| Data segment |

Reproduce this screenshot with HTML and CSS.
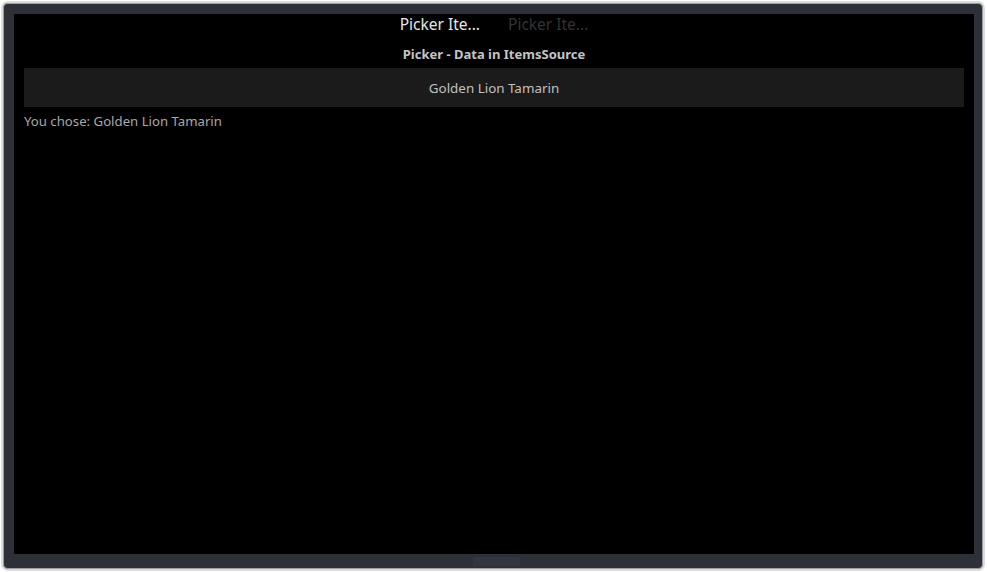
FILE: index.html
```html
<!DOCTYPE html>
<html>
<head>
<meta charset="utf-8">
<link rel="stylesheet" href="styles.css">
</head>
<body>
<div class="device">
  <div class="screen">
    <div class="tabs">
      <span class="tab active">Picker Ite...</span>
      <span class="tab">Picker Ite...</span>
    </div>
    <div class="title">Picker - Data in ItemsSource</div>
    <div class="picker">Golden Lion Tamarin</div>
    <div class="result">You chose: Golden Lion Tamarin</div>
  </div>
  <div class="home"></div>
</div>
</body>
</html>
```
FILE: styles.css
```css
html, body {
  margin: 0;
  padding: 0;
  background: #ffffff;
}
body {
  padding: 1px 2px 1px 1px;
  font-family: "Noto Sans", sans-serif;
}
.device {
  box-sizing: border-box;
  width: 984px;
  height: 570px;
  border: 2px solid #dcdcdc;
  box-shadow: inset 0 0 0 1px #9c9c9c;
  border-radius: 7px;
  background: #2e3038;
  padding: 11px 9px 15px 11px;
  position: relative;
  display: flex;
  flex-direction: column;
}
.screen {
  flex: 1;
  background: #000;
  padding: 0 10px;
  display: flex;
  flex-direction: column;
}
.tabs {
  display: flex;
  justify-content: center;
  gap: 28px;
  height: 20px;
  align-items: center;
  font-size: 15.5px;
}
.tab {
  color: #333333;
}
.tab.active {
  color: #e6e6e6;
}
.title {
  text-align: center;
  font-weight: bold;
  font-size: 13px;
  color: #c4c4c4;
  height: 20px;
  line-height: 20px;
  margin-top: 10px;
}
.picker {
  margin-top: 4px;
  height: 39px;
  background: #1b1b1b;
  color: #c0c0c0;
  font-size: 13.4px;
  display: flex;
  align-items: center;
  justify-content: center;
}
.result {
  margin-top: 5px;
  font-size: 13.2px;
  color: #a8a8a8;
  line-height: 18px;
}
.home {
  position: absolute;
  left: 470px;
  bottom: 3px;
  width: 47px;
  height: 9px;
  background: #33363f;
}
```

| Goal of the exercise |
Repeat the material above word for word and skip every image in it.

| Task solution |
Reproduce this screenshot with HTML and CSS.
FILE: index.html
```html
<!DOCTYPE html>
<html>
<head>
<meta charset="utf-8">
<link rel="stylesheet" href="styles.css">
</head>
<body>
<div class="device">
  <div class="screen">
    <div class="tabs">
      <span class="tab active">Picker Ite...</span>
      <span class="tab">Picker Ite...</span>
    </div>
    <div class="title">Picker - Data in ItemsSource</div>
    <div class="picker">Golden Lion Tamarin</div>
    <div class="result">You chose: Golden Lion Tamarin</div>
  </div>
  <div class="home"></div>
</div>
</body>
</html>
```
FILE: styles.css
```css
html, body {
  margin: 0;
  padding: 0;
  background: #ffffff;
}
body {
  padding: 1px 2px 1px 1px;
  font-family: "Noto Sans", sans-serif;
}
.device {
  box-sizing: border-box;
  width: 984px;
  height: 570px;
  border: 2px solid #dcdcdc;
  box-shadow: inset 0 0 0 1px #9c9c9c;
  border-radius: 7px;
  background: #2e3038;
  padding: 11px 9px 15px 11px;
  position: relative;
  display: flex;
  flex-direction: column;
}
.screen {
  flex: 1;
  background: #000;
  padding: 0 10px;
  display: flex;
  flex-direction: column;
}
.tabs {
  display: flex;
  justify-content: center;
  gap: 28px;
  height: 20px;
  align-items: center;
  font-size: 15.5px;
}
.tab {
  color: #333333;
}
.tab.active {
  color: #e6e6e6;
}
.title {
  text-align: center;
  font-weight: bold;
  font-size: 13px;
  color: #c4c4c4;
  height: 20px;
  line-height: 20px;
  margin-top: 10px;
}
.picker {
  margin-top: 4px;
  height: 39px;
  background: #1b1b1b;
  color: #c0c0c0;
  font-size: 13.4px;
  display: flex;
  align-items: center;
  justify-content: center;
}
.result {
  margin-top: 5px;
  font-size: 13.2px;
  color: #a8a8a8;
  line-height: 18px;
}
.home {
  position: absolute;
  left: 470px;
  bottom: 3px;
  width: 47px;
  height: 9px;
  background: #33363f;
}
```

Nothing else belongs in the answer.